The company is launching a new range of wines to the UK – the Signature Series. These are six different wine styles designed to showcase classic Australian regional wine styles. We tasted the new range accompanied by freshly-prepared canapés on board hosted by Sandy Oatley, executive chairman, Chris Hancock, his deputy, and Darren Jahn, communications manager.
Overall, I was struck by the delicacy of these wines. The style aimed at is one of prettyness, elegance and restraint, rather than blockbuster power. For my own tastes, I didn’t feel it worked in all expressions of the range. For instance, I found the Great Southern Riesling a bit too restrained and non-expressive. The Margaret River Sauvignon Blanc, however, benefited from this stylistic approach, with the nose not overly pungent as some Sauvignons can be.
My favourite white was the Margaret River Chardonnay, showing a nice balance of French oak and ripe apple, papaya and melon on the nose. The palate exhibited a similarly delicate mouthfeel to the other two whites – a wine for more delicate foods perhaps rather than a robust roast chicken.

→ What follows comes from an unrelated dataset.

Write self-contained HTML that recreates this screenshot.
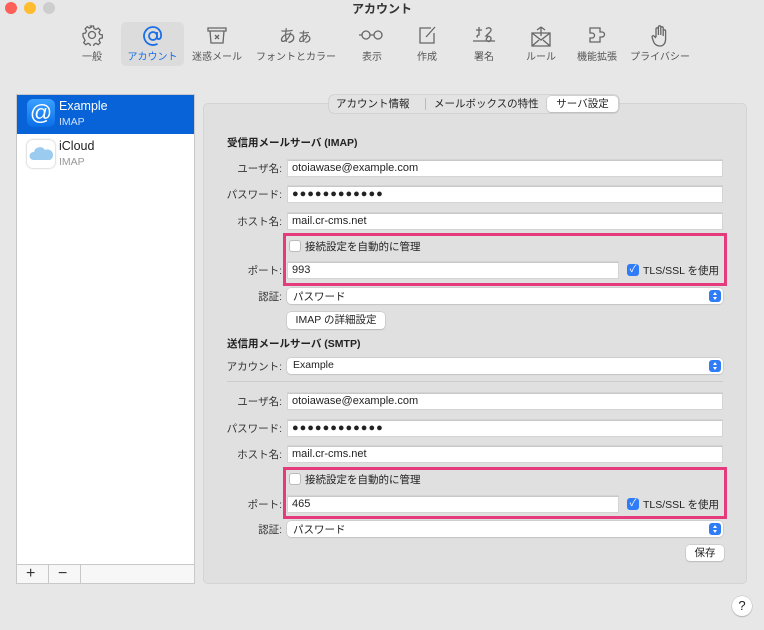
<!DOCTYPE html><html><head><meta charset="utf-8"><style>
*{box-sizing:border-box;margin:0;padding:0}
body{width:764px;height:630px;background:#e7e7e7;font-family:"Liberation Sans","Noto Sans CJK JP",sans-serif;font-size:11px;color:#222;position:relative;overflow:hidden}
.a{position:absolute}
.dot{position:absolute;top:2px;width:12px;height:12px;border-radius:50%}
.tb{position:absolute;top:22px;height:44px;text-align:center;font-size:10px;color:#555}
.tb svg{display:block;margin:2px auto 0}
.tb span{position:absolute;left:0;right:0;top:26px;white-space:nowrap}
.lbl{position:absolute;right:482px;font-size:10.5px;color:#333;text-align:right}
.in{position:absolute;left:287px;width:436px;height:18px;background:#fff;border:1px solid #d4d4d4;font-size:11px;padding:2px 4px;color:#222;box-shadow:0 1px 0 #c8c8c8 inset}
.sel{position:absolute;left:287px;width:436px;height:16px;background:#fff;border-radius:4px;box-shadow:0 0 0 .5px #bbb,0 1px 1px #ccc;font-size:10.5px;padding:1px 6px}
.sel i{position:absolute;right:2px;top:2px;width:12px;height:12px;background:#2f7cf6;border-radius:3px}
.sel i:before{content:"";position:absolute;left:4px;top:2px;border:2px solid transparent;border-bottom:3px solid #fff;border-top:0}
.sel i:after{content:"";position:absolute;left:4px;top:7px;border:2px solid transparent;border-top:3px solid #fff;border-bottom:0}
.btn{position:absolute;background:#fff;border-radius:4px;box-shadow:0 0 0 .5px #bbb,0 1px 1px #bbb;font-size:10.5px;text-align:center}
.pink{position:absolute;left:283px;width:444px;border:3px solid #e53a7b}
.cb{position:absolute;width:12px;height:12px;border-radius:3px;background:#fff;border:1px solid #bbb}
.cbk{position:absolute;width:12px;height:12px;border-radius:3px;background:#2f7cf6;color:#fff;font-size:10px;line-height:12px;text-align:center}
.h{position:absolute;left:227px;font-weight:bold;font-size:10.5px}
</style></head><body>
<div class="dot" style="left:5px;background:#fe5f57"></div>
<div class="dot" style="left:24px;background:#febc2e"></div>
<div class="dot" style="left:43px;background:#cdcdcd"></div>
<div class="a" style="left:0;width:764px;top:0px;text-align:center;font-weight:bold;font-size:12px;color:#333">アカウント</div>

<div class="tb" style="left:75px;width:34px"><svg width="22" height="22" viewBox="0 0 22 22" fill="none" stroke="#666" stroke-width="1.3"><circle cx="11" cy="11" r="3.5"/><path d="M9.5 2h3l.5 2.5 2 1 2.2-1.4 2.1 2.1-1.4 2.2 1 2 2.5.5v3l-2.5.5-1 2 1.4 2.2-2.1 2.1-2.2-1.4-2 1-.5 2.5h-3l-.5-2.5-2-1-2.2 1.4-2.1-2.1 1.4-2.2-1-2L2 12.5v-3l2.5-.5 1-2-1.4-2.2 2.1-2.1 2.2 1.4 2-1z"/></svg><span>一般</span></div>
<div class="tb" style="left:121px;width:63px;background:#dcdcdc;border-radius:5px;color:#1a6ee6"><svg width="24" height="24" viewBox="0 0 24 24" fill="none" stroke="#1a6ee6" stroke-width="1.8"><circle cx="12" cy="12" r="4"/><path d="M16 8v5.5c0 2 3.5 2.5 4-1 .8-5-3-9.5-8-9.5a9 9 0 1 0 4.5 16.8"/></svg><span>アカウント</span></div>
<div class="tb" style="left:188px;width:58px"><svg width="24" height="22" viewBox="0 0 24 22" fill="none" stroke="#666" stroke-width="1.3"><path d="M3 4h18v3H3zM5 7l1 12h12l1-12M10 11l4 4M14 11l-4 4"/></svg><span>迷惑メール</span></div>
<div class="tb" style="left:253px;width:86px"><div style="font-size:17px;color:#666;height:24px">あぁ</div><span>フォントとカラー</span></div>
<div class="tb" style="left:352px;width:40px"><svg width="30" height="22" viewBox="0 0 30 22" fill="none" stroke="#666" stroke-width="1.3"><circle cx="9" cy="11" r="4"/><circle cx="21" cy="11" r="4"/><path d="M13 11h4M5 11H2"/></svg><span>表示</span></div>
<div class="tb" style="left:410px;width:34px"><svg width="22" height="22" viewBox="0 0 22 22" fill="none" stroke="#666" stroke-width="1.3"><path d="M15 4H4v15h14V9M10 13l9-10"/></svg><span>作成</span></div>
<div class="tb" style="left:465px;width:38px"><svg width="28" height="22" viewBox="0 0 28 22" fill="none" stroke="#666" stroke-width="1.3"><path d="M3 17h22M6 6h6M9 3v8c-2 0-3 2-1 2M16 5c3-3 7 0 4 3l-4 4c3 0 7 1 4 5-2 2-6-2-2-4"/></svg><span>署名</span></div>
<div class="tb" style="left:522px;width:38px"><svg width="26" height="24" viewBox="0 0 26 24" fill="none" stroke="#666" stroke-width="1.3"><path d="M4 9h18v13H4zM4 9l9 7 9-7M4 22l7-6M22 22l-7-6M13 12V3M13 3l-4 3M13 3l4 3"/></svg><span>ルール</span></div>
<div class="tb" style="left:574px;width:46px"><svg width="24" height="22" viewBox="0 0 24 22" fill="none" stroke="#666" stroke-width="1.3"><path d="M5 4h10v4h2a2.5 2.5 0 0 1 0 5h-2v5H5v-4h2a2.5 2.5 0 0 0 0-5H5z"/></svg><span>機能拡張</span></div>
<div class="tb" style="left:628px;width:64px"><svg width="22" height="24" viewBox="0 0 22 24" fill="none" stroke="#666" stroke-width="1.3"><path d="M7 13V5a1.2 1.2 0 0 1 2.4 0v6V3a1.2 1.2 0 0 1 2.4 0v8V4a1.2 1.2 0 0 1 2.4 0v8V7a1.2 1.2 0 0 1 2.4 0v8c0 4-2 7-5.5 7S5 20 4 16l-1-3a1.2 1.2 0 0 1 2-1l2 2"/></svg><span>プライバシー</span></div>

<div class="a" style="left:16px;top:94px;width:179px;height:490px;background:#fff;border:1px solid #c8c8c8"></div>
<div class="a" style="left:17px;top:95px;width:177px;height:39px;background:#0862d8"></div>
<div class="a" style="left:27px;top:99px;width:28px;height:28px;border-radius:6px;background:linear-gradient(#3aa0ff,#0a6fe8);color:#fff;font-size:22px;text-align:center;line-height:27px">@</div>
<div class="a" style="left:59px;top:99px;color:#fff;font-size:12.5px">Example</div>
<div class="a" style="left:59px;top:116px;color:#cfe0f8;font-size:10.5px">IMAP</div>
<div class="a" style="left:27px;top:140px;width:28px;height:28px;border-radius:6px;background:#fff;box-shadow:0 0 2px #aaa"><svg width="28" height="28" viewBox="0 0 28 28"><path d="M6 20a4 4 0 0 1 1-8 6 6 0 0 1 11-2 5 5 0 0 1 5 10z" fill="#9ccbf0"/></svg></div>
<div class="a" style="left:59px;top:139px;font-size:12.5px">iCloud</div>
<div class="a" style="left:59px;top:156px;color:#999;font-size:10.5px">IMAP</div>
<div class="a" style="left:17px;top:564px;width:177px;height:19px;background:#f7f7f7;border-top:1px solid #c8c8c8"></div>
<div class="a" style="left:48px;top:564px;width:1px;height:19px;background:#c8c8c8"></div>
<div class="a" style="left:80px;top:564px;width:1px;height:19px;background:#c8c8c8"></div>
<div class="a" style="left:26px;top:565px;font-size:16px;color:#333">+</div>
<div class="a" style="left:58px;top:565px;font-size:16px;color:#333">−</div>

<div class="a" style="left:203px;top:103px;width:544px;height:481px;background:#e0e0e0;border:1px solid #d4d4d4;border-radius:5px"></div>
<div class="a" style="left:329px;top:95px;width:290px;height:18px;background:#e3e3e3;border-radius:5px;box-shadow:0 0 0 .5px #c3c3c3"></div>
<div class="a" style="left:336px;top:96px;font-size:10.5px">アカウント情報</div>
<div class="a" style="left:425px;top:98px;width:1px;height:12px;background:#bbb"></div>
<div class="a" style="left:434px;top:96px;font-size:10.5px">メールボックスの特性</div>
<div class="btn" style="left:547px;top:96px;width:71px;height:16px;line-height:16px">サーバ設定</div>

<div class="h" style="top:135px">受信用メールサーバ (IMAP)</div>
<div class="lbl" style="top:161px">ユーザ名:</div><div class="in" style="top:159px">otoiawase@example.com</div>
<div class="lbl" style="top:187px">パスワード:</div><div class="in" style="top:185px;letter-spacing:1px">●●●●●●●●●●●●</div>
<div class="lbl" style="top:214px">ホスト名:</div><div class="in" style="top:212px">mail.cr-cms.net</div>
<div class="pink" style="top:233px;height:53px"></div>
<div class="cb" style="left:289px;top:240px"></div><div class="a" style="left:305px;top:239px;font-size:10.5px">接続設定を自動的に管理</div>
<div class="lbl" style="top:263px">ポート:</div><div class="in" style="top:261px;width:332px">993</div>
<div class="cbk" style="left:627px;top:264px">✓</div><div class="a" style="left:643px;top:263px;font-size:10.5px">TLS/SSL を使用</div>
<div class="lbl" style="top:289px">認証:</div><div class="sel" style="top:288px">パスワード<i></i></div>
<div class="btn" style="left:287px;top:312px;width:98px;height:17px;line-height:17px">IMAP の詳細設定</div>

<div class="h" style="top:336px">送信用メールサーバ (SMTP)</div>
<div class="lbl" style="top:359px">アカウント:</div><div class="sel" style="top:358px">Example<i></i></div>
<div class="a" style="left:227px;top:381px;width:496px;height:1px;background:#ccc"></div>
<div class="lbl" style="top:394px">ユーザ名:</div><div class="in" style="top:392px">otoiawase@example.com</div>
<div class="lbl" style="top:421px">パスワード:</div><div class="in" style="top:419px;letter-spacing:1px">●●●●●●●●●●●●</div>
<div class="lbl" style="top:447px">ホスト名:</div><div class="in" style="top:445px">mail.cr-cms.net</div>
<div class="pink" style="top:467px;height:52px"></div>
<div class="cb" style="left:289px;top:473px"></div><div class="a" style="left:305px;top:472px;font-size:10.5px">接続設定を自動的に管理</div>
<div class="lbl" style="top:497px">ポート:</div><div class="in" style="top:495px;width:332px">465</div>
<div class="cbk" style="left:627px;top:498px">✓</div><div class="a" style="left:643px;top:497px;font-size:10.5px">TLS/SSL を使用</div>
<div class="lbl" style="top:522px">認証:</div><div class="sel" style="top:521px">パスワード<i></i></div>
<div class="btn" style="left:686px;top:545px;width:38px;height:16px;line-height:16px">保存</div>

<div class="a" style="left:732px;top:596px;width:20px;height:20px;border-radius:50%;background:#fff;box-shadow:0 0 0 .5px #bbb,0 1px 1px #aaa;text-align:center;line-height:20px;font-size:13px">?</div>
</body></html>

The Mornington Pinot Noir I found best described as ‘simple but delicious’. Again, a light expression of the grape – as fine Pinot should be – with bright raspberry fruit overlaid by new French oak. The Margaret River Cabernet Sauvignon, with fruit from the Wilyabrup sub-region, was a classic example of the style. Fragrant with juicy, spicy blackberry accompanied by that quite herbal, almost medicinal scent often found on Margaret River Cab. The tannic structure of the wine was typically Cabernet – firm and precise, yet fine-grained. The flavours on the palate were refreshingly savoury, although they did lack a bit of depth for my tastes.
My pick of the range was the McLaren Vale Shiraz with its concentrated, earthy, chocolately nose and savoury plum fruit on the palate. The tannins showed good Shiraz grip holding up the structure of the wine. The most intense of the wines I found, without being over the top.
The Oatleys have set out to produce a range of wines that express the distinct regional character of some classic Australian wine regions. In this I feel they have succeeded, although admittedly my experience with Great Southern Riesling is rather limited. Additionally they have produced a range of wines that are more notable for their delicacy and subtlety rather than raw power. This is not always to everyone’s tastes, yet it is refreshing to have a different point of view.
The range is launched officially in the UK at this month’s London Wine Fair and is imported by Ehrmanns Wines.